#### [Given instruction]
In your copy, include every line of the listing below exactly but none of the pictures.

★ ★ ★ ★ ★

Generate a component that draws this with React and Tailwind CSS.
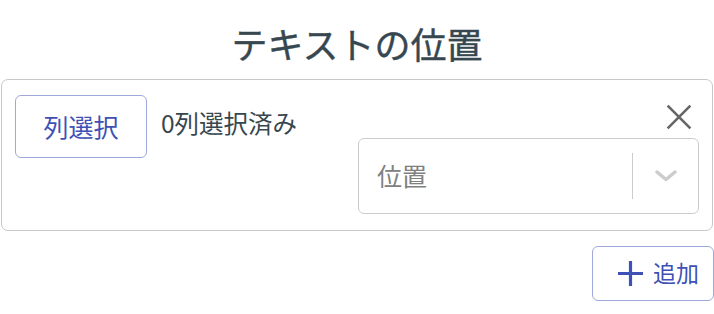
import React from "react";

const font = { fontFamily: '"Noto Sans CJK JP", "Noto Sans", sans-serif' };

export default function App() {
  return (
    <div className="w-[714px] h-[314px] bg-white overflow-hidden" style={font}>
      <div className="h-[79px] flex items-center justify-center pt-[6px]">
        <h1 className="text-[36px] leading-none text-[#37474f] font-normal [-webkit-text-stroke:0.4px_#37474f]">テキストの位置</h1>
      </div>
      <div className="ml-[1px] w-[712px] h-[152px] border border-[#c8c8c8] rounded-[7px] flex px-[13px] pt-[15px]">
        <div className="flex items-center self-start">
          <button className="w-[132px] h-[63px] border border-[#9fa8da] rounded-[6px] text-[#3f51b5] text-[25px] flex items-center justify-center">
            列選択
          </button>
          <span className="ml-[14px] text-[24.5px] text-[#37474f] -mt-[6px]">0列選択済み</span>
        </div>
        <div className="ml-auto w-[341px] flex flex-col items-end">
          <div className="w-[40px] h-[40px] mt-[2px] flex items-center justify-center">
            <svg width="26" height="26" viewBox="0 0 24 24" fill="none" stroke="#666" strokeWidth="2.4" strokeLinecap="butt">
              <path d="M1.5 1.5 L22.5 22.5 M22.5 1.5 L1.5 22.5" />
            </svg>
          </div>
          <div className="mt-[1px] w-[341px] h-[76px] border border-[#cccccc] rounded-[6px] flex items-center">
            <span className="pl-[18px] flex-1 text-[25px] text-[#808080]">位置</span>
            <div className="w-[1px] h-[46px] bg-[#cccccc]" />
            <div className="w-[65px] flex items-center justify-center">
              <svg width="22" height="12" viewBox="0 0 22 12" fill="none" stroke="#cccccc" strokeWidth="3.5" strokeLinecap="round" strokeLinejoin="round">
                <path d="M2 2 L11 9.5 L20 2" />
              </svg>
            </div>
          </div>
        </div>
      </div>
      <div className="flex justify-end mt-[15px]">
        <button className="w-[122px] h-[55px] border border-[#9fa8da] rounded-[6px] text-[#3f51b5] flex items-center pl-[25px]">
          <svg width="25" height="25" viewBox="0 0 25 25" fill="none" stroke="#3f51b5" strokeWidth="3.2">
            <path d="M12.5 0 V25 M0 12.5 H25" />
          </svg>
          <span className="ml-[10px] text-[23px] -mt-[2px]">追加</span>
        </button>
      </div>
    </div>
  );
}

★ ★ ★ ★ ★

#### [Solution]
Generate a component that draws this with React and Tailwind CSS.
import React from "react";

const font = { fontFamily: '"Noto Sans CJK JP", "Noto Sans", sans-serif' };

export default function App() {
  return (
    <div className="w-[714px] h-[314px] bg-white overflow-hidden" style={font}>
      <div className="h-[79px] flex items-center justify-center pt-[6px]">
        <h1 className="text-[36px] leading-none text-[#37474f] font-normal [-webkit-text-stroke:0.4px_#37474f]">テキストの位置</h1>
      </div>
      <div className="ml-[1px] w-[712px] h-[152px] border border-[#c8c8c8] rounded-[7px] flex px-[13px] pt-[15px]">
        <div className="flex items-center self-start">
          <button className="w-[132px] h-[63px] border border-[#9fa8da] rounded-[6px] text-[#3f51b5] text-[25px] flex items-center justify-center">
            列選択
          </button>
          <span className="ml-[14px] text-[24.5px] text-[#37474f] -mt-[6px]">0列選択済み</span>
        </div>
        <div className="ml-auto w-[341px] flex flex-col items-end">
          <div className="w-[40px] h-[40px] mt-[2px] flex items-center justify-center">
            <svg width="26" height="26" viewBox="0 0 24 24" fill="none" stroke="#666" strokeWidth="2.4" strokeLinecap="butt">
              <path d="M1.5 1.5 L22.5 22.5 M22.5 1.5 L1.5 22.5" />
            </svg>
          </div>
          <div className="mt-[1px] w-[341px] h-[76px] border border-[#cccccc] rounded-[6px] flex items-center">
            <span className="pl-[18px] flex-1 text-[25px] text-[#808080]">位置</span>
            <div className="w-[1px] h-[46px] bg-[#cccccc]" />
            <div className="w-[65px] flex items-center justify-center">
              <svg width="22" height="12" viewBox="0 0 22 12" fill="none" stroke="#cccccc" strokeWidth="3.5" strokeLinecap="round" strokeLinejoin="round">
                <path d="M2 2 L11 9.5 L20 2" />
              </svg>
            </div>
          </div>
        </div>
      </div>
      <div className="flex justify-end mt-[15px]">
        <button className="w-[122px] h-[55px] border border-[#9fa8da] rounded-[6px] text-[#3f51b5] flex items-center pl-[25px]">
          <svg width="25" height="25" viewBox="0 0 25 25" fill="none" stroke="#3f51b5" strokeWidth="3.2">
            <path d="M12.5 0 V25 M0 12.5 H25" />
          </svg>
          <span className="ml-[10px] text-[23px] -mt-[2px]">追加</span>
        </button>
      </div>
    </div>
  );
}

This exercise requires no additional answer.